[Wittrs] Re: Is Computation too Static to Sustain a Mind?

  • From: "BruceD" <blroadies@xxxxxxxxx>
  • To: wittrsamr@xxxxxxxxxxxxx
  • Date: Mon, 09 Aug 2010 00:54:13 -0000

--- In Wittrs@xxxxxxxxxxxxxxx, "c.moeller1" <cmoel888@...> wrote:


"Modern computers have not changed that ancient prohibition against
ongoing time. The program lines are a means of accessing a sequence of
logical statements, one by one. For all the rapidity that such logic can
be performed, and even while appearing to be executing dynamic
functions, each line of program directs an evaluation of static
representational logic in a timeless instance."

Let's see if I get this. I add up a column of numbers. The sum is the
sum no matter how fast I count. The sum doesn't exist in time.

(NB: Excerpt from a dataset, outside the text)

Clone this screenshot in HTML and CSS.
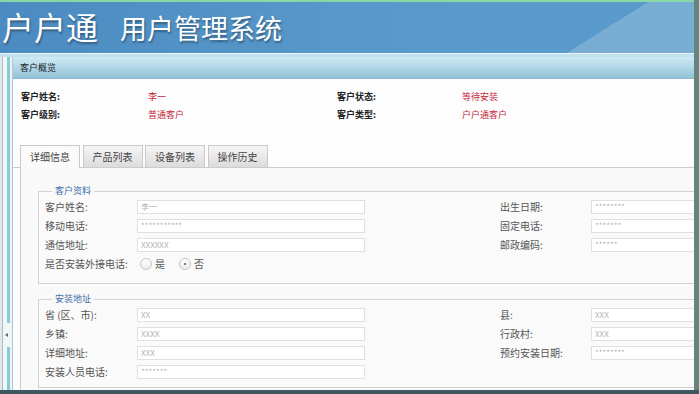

> The processes that support life and the processes that life produces
are all dynamic.

Including all physical processes that occur in time. The gestation of
the fertilized egg is programmed by the DNA. The embryo becomes the
fetus in time, and ultimately the being.  But although it unfolds in
time, the possibility of the product is there from the beginning. So,
something is emerging in time, dynamically,  and something is the way it
always was, statically.

So, it depends upon how you want to see it. I watch the computer or the
fertilized egg do its thing and say "it all happened in time" or I can
point out that it must be what it always was because nothing new can be
added.

But now I'm not sure where to go. To me, the computer model of brain, as
a metaphor, is helpful in describing it. But how one goes from brain to
mind is the big question. Just what o you mean by "sustain?" Is it
closer to "cause" or to "responsible for?"